Moreover, on quiet nights, Elizabeth said she listened to the gentle purring of the rotary wheel. The calming effect reminded her of more peaceful times when she had fried chicken and cooked pinto beans over a campfire. Then, the family picnicked in the late evening under a shady grove of trees a few feet from their Windmill. Usually, after everyone left the picnic, family members took turns taking quick summer night showers under a tap attached to the water tank that perched high on a platform beside the Windmill.
Few Windmill manufacturing companies are in business today because of decreased demand. However, Aermotor continues to be a leading Windmill producer since La Verne Noyes founded the company in 1888. according to the company, more Windmills are pumping water today than at the turn of the century. The sale of windmills is increasing worldwide.

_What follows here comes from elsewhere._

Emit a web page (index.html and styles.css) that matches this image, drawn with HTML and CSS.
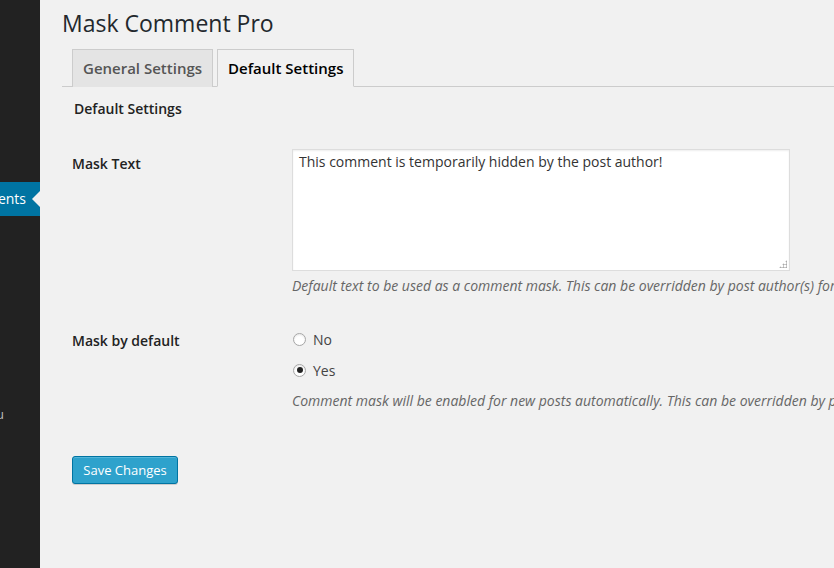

When the railroads came into existence, workers erected Windmills with water storage tanks beside the track about thirty miles apart. The stored water quenched the thirst of the railroad workers, replenished the water reserves on the trains, and supplied the steam locomotives. Dan Haliday’s self regulating windmill, with a weight that automatically threw itself out of gear in high winds, became the machine of choice in the mid-1800s by the railroads. Other competitors cornered the market years later.
Eighty-year old Newman Smith, a Runnels County Texas historian and farmer, explained that the Windmill does not actually pump water. The rotation of the blades moves a sucker rod in an up and down motion inside a cylinder below water level. This up and down motion, with the help of the check valves, pushes water up the pipe to the surface to store a water supply in a holding tank.
Newman said he once had five Windmills on his different farms. “It was always a difficult job to climb up the Windmill tower with a grease bucket in hand and stand balanced high up on the platform while greasing the open gears. Finally, after gears were built sealed in oil, once or twice a year greasing proved adequate and weekly oiling became unnecessary.”
Some of Newman’s neighbors once helped him pull a Windmill pipe to replace the leathers on the sucker rod. One of the helpers dropped the sucker rod into the well. According to Newman, the twenty feet sucker rod, about as round as a man’s little finger, landed in ten feet of water in a forty foot-well shaft. Ten feet of the rod lay beneath the water and ten feet stood straight up above water. “Well, no one wanted to lower himself into that extra twenty feet to reach the sucker rod.”
A few days later, a young man came by and Newman told him about losing the sucker rod. The young person said, “I’ll get the rod.” Newman tied a rope around the young man’s waist and the young fellow walked his way down the rock-walled well shaft and came back up with the sucker rod.
Cowboys of the depression era discovered they could boost their income from 30 dollars a month to 125 dollars by learning to repair, maintain and erect Windmills and dig the wells, a new profession evolved; The Windmill Boss. Windmill men and well diggers migrated across the plains from the Dakotas to the Pecos to follow their trade. The erectors and trouble shooters faced the danger of falling off the towers or receiving injury from a falling tool. Those with a fear of heights dug holes for the tower anchor posts.
Today there is a new breed of Windmillers still helping to tame the West. Paul Petrocchi and his partner Ellen Sattler of American Windmill in Diamond Springs California are certified Windmillers. Ellen related an incident when they were called to fix the Windmill of a 57 year old farmer who lived 200 miles away.
The farmer told Ellen, known as the Windmill Expert, that his Windmill was an A-E-R-M-O-T-O-R. “Wind knocked the Windmill right off its tower. It’s just hanging there!”
Ellen felt assured that the man was reading the name off the Windmill tail and since their company specialized in rebuilt Aermotor Windmills, they had parts for that brand. She asked him to get a local boom truck and have it waiting the next day for Paul and Ellen to arrive.
At the farm they found not an Aermotor, but a Fairbanks-Morse New Eclipse, which weighed 700 pounds. Lifting capacity of the boom truck was 500 pounds. Repairing the Windmill took longer than usual, but old fashioned ingenuity saved the day. Spare parts went into place and Ellen and Paul fixed the Windmill!
Poets, writers, and painters express their devotion for the Windmill through their unique art forms. Windmill aficionados and collectors express their passion in a more tangible way. None of these things would have been possible without the early settlers who relied on the Windmill to help them survive the harsh conditions encountered in settling the West.
Sightings of Windmills are still rare, but even today, electricity does not provide all the answers for the populations varied water needs. The Windmill’s mechanical simplicity and dependability guarantees its survival. The wind is out there-waiting to be used!